▸ **Requirements**: Restate the whole listing word for word. Pictures are left out.

▸ **Source material**:

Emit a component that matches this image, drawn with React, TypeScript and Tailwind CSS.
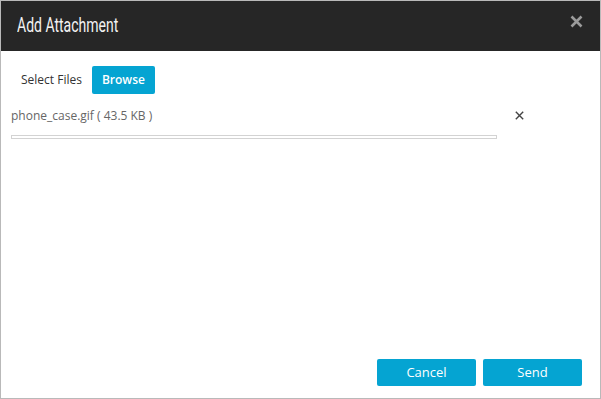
export default function App() {
  return (
    <div className="w-[601px] h-[399px] bg-white border border-[#b9b9b9] flex flex-col font-['Open_Sans',sans-serif]">
      <div className="h-[50px] shrink-0 bg-[#262626] flex items-center justify-between pl-[16px] pr-[17px]">
        <h1 className="inline-block origin-left scale-x-[0.7] text-[20px] leading-none text-[#f2f2f2] whitespace-nowrap font-['Roboto',sans-serif] font-normal -mt-[2px]">
          Add Attachment
        </h1>
        <button className="w-[14px] h-[14px] flex items-center justify-center -mt-[10px]" aria-label="Close">
          <svg width="13" height="13" viewBox="0 0 13 13">
            <path d="M1.5 1.5 L11.5 11.5 M11.5 1.5 L1.5 11.5" stroke="#9b9b9b" strokeWidth="2.6" strokeLinecap="butt" />
          </svg>
        </button>
      </div>

      <div className="flex-1 flex flex-col px-[10px] pt-[15px]">
        <div className="flex items-center gap-[10px] pl-[10px]">
          <span className="text-[12px] text-[#333333]">Select Files</span>
          <button className="w-[63px] h-[28px] rounded-[2px] bg-[#05a4d2] text-white text-[12px] font-semibold">
            Browse
          </button>
        </div>

        <div className="flex items-start mt-[13px]">
          <div className="w-[486px]">
            <div className="text-[12px] leading-[17px] text-[#666666]">phone_case.gif ( 43.5 KB )</div>
            <div className="mt-[11px] h-[4px] border border-[#d3d3d3] bg-white" />
          </div>
          <button className="ml-[17px] mt-[3px] w-[10px] h-[10px] flex items-center justify-center" aria-label="Remove">
            <svg width="9" height="9" viewBox="0 0 9 9">
              <path d="M0.8 0.8 L8.2 8.2 M8.2 0.8 L0.8 8.2" stroke="#444444" strokeWidth="1.4" />
            </svg>
          </button>
        </div>

        <div className="mt-auto flex justify-end gap-[7px] pr-[8px] pb-[12px]">
          <button className="w-[99px] h-[27px] rounded-[2px] bg-[#05a4d2] text-white text-[13px] font-medium">
            Cancel
          </button>
          <button className="w-[99px] h-[27px] rounded-[2px] bg-[#05a4d2] text-white text-[13px] font-medium">
            Send
          </button>
        </div>
      </div>
    </div>
  );
}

▸ **Complete answer**:
Emit a component that matches this image, drawn with React, TypeScript and Tailwind CSS.
export default function App() {
  return (
    <div className="w-[601px] h-[399px] bg-white border border-[#b9b9b9] flex flex-col font-['Open_Sans',sans-serif]">
      <div className="h-[50px] shrink-0 bg-[#262626] flex items-center justify-between pl-[16px] pr-[17px]">
        <h1 className="inline-block origin-left scale-x-[0.7] text-[20px] leading-none text-[#f2f2f2] whitespace-nowrap font-['Roboto',sans-serif] font-normal -mt-[2px]">
          Add Attachment
        </h1>
        <button className="w-[14px] h-[14px] flex items-center justify-center -mt-[10px]" aria-label="Close">
          <svg width="13" height="13" viewBox="0 0 13 13">
            <path d="M1.5 1.5 L11.5 11.5 M11.5 1.5 L1.5 11.5" stroke="#9b9b9b" strokeWidth="2.6" strokeLinecap="butt" />
          </svg>
        </button>
      </div>

      <div className="flex-1 flex flex-col px-[10px] pt-[15px]">
        <div className="flex items-center gap-[10px] pl-[10px]">
          <span className="text-[12px] text-[#333333]">Select Files</span>
          <button className="w-[63px] h-[28px] rounded-[2px] bg-[#05a4d2] text-white text-[12px] font-semibold">
            Browse
          </button>
        </div>

        <div className="flex items-start mt-[13px]">
          <div className="w-[486px]">
            <div className="text-[12px] leading-[17px] text-[#666666]">phone_case.gif ( 43.5 KB )</div>
            <div className="mt-[11px] h-[4px] border border-[#d3d3d3] bg-white" />
          </div>
          <button className="ml-[17px] mt-[3px] w-[10px] h-[10px] flex items-center justify-center" aria-label="Remove">
            <svg width="9" height="9" viewBox="0 0 9 9">
              <path d="M0.8 0.8 L8.2 8.2 M8.2 0.8 L0.8 8.2" stroke="#444444" strokeWidth="1.4" />
            </svg>
          </button>
        </div>

        <div className="mt-auto flex justify-end gap-[7px] pr-[8px] pb-[12px]">
          <button className="w-[99px] h-[27px] rounded-[2px] bg-[#05a4d2] text-white text-[13px] font-medium">
            Cancel
          </button>
          <button className="w-[99px] h-[27px] rounded-[2px] bg-[#05a4d2] text-white text-[13px] font-medium">
            Send
          </button>
        </div>
      </div>
    </div>
  );
}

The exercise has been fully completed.